Once Upon a Time in the Midlands seems to make naming your film 'Once Upon a Time in.....' seem like a bit of a gimmick. Indeed, a year earlier Robert Rodriquez was left floundering with his over the top, epic tail of mediocrity named 'Mexico' but 'Midlands' does not make the same mistakes and nor does it ever veer too far over the line of 'big budget television drama'. However, if it doesn't veer too far over the line that's not to say it does not veer over the line at all, because it does and truth is; 'Midlands' is a pretty ordinary film.
The film can either be a big budget TV drama or a small budget film; like I said, it becomes a little too much of the former for my liking and thus fails as an engaging and intriguing tail of love, loss and family values.
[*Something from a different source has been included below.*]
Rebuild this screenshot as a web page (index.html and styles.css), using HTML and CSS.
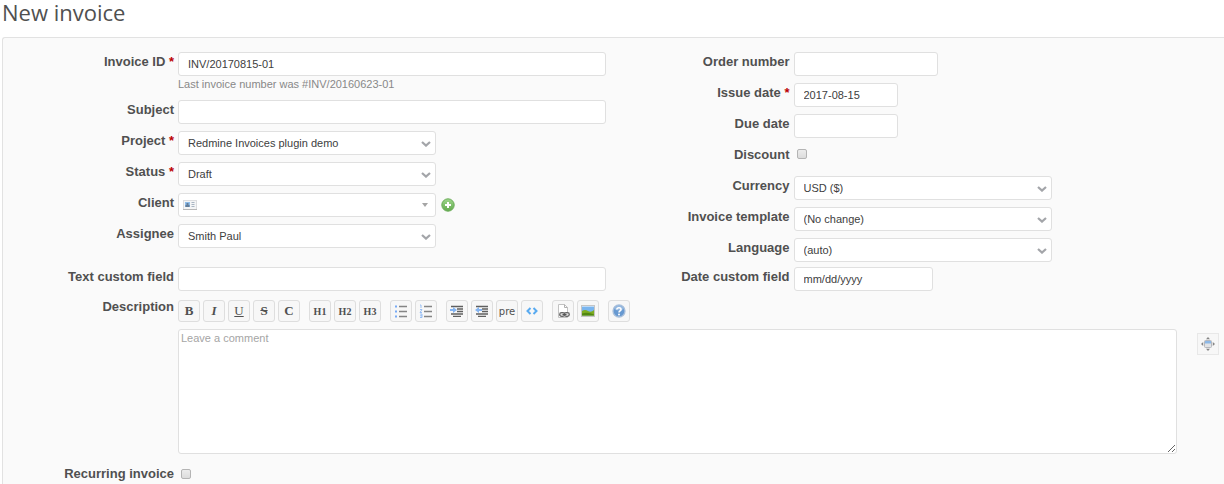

In fact, what it ends up as is a story that comes; sticks around and then goes again with a disappointing anticlimax and a series of scenes that remain interesting given the situation but lack any atmosphere. The story revolves around a man, named Jimmy (Carlyle), as he returns to where he once lived upon seeing a live (those things are broadcast live?) daytime chat show in order to seek out the one he loved and fathered a child with she is Shirley (Henderson). Trouble is, times have changed and she has moved on; she's with Dek (Ifans), a well respected but somewhat eccentric mechanic. The problem is with this idea, albeit a brilliant one, is that Jimmy is shown as a far too good-a person to make us want to hate him and Dek is put across as a far too funny-a person to make us want to think he is up for the challenge; thus it is no surprise when the film meanders and wonders around in a bit of a daze.
It is true to say that the opening scene focuses on Jimmy as he lies there, lost and unhappy we feel; but he is then shown to be a bit of a lad; a bit of a criminal as he and three Glaswegian thieves steal a case of money from four clowns. Even then, we can empathise with the thief in Jimmy because the heist scene is funny and why would four clowns get out of a Ford Galaxy whilst carrying a case full of money? Whatever they did, it seems they might have deserved what they got. So, so far we have spent time with Jimmy: the film could have gone down two routes: 1; make him seem evil and give him antagonistic traits meaning that when he comes for Shirley, we will be wary of him. Or 2; do not show him at all so that the impact of this rough looking guy who has shown up wanting to be together with Shirley again is a jolt to the audience and character alike 'Midlands' does neither, it makes Jimmy look like an ordinary guy, like a 'lad'; harmless yet humorous.
But what the film does isn't necessarily bad, just a little out of place. On the flip side; Dek, at least to me, came off as a bit of an eccentric and out of sorts guy who did not embody the traits required if he was going to be a hero of any sorts. Consequently, any scene in which he and Jimmy face off or are put in a location together should be filled with tension as a perhaps evil, Scottish criminal and an upstanding but strong hero come face to face what we get is a misunderstood, comic Jimmy and a wimp of a hero Dek, in an office, having an anti-climatic square off. Secondly, Jimmy really could've been established as a psycho with a few scenes in which Jimmy is perhaps stalking Shirley or drawing attention to himself through anti-social and foreboding behaviour but what we get is a couple of silly scenes at his sister's house but a good scene when she tells him what's what, however that further deflates any menace about him because there and then, the 'villain' is beaten and by his own sister, too This shows us he is vulnerable.
So onto the supporting characters; the sister is Carol (Burke) who does a lot of shouting and screaming in that annoying accent Kathy Burke carries; her husband Charlie (Tomlinson) is an introduced but underdeveloped folk singer that doesn't have much to do; the girl in question the two leads are fighting for, Shirley, is a one dimensional character who speaks as if she has something stuck in her throat and just when the film's crucible gets interesting when the Glaswegians come back for Jimmy, they disappear after one failed ambush but don't worry, they're there at the end in time for a 'funny' scene on the motorway and the running joke that they steal every car they drive feels out of place. So, Once Upon a Time in the Midlands feels anti-climatic; it feels empty in its atmosphere and development of its already familiar characters and it certainly ends in a disappointing manner leaving you with a feeling of 'So, what was all that for?' When you are supposed to feel anger, suspense, joy, fear or anything else; you'll feel nothing and that is a shame as it was a good idea, just executed a little heavy-handedly.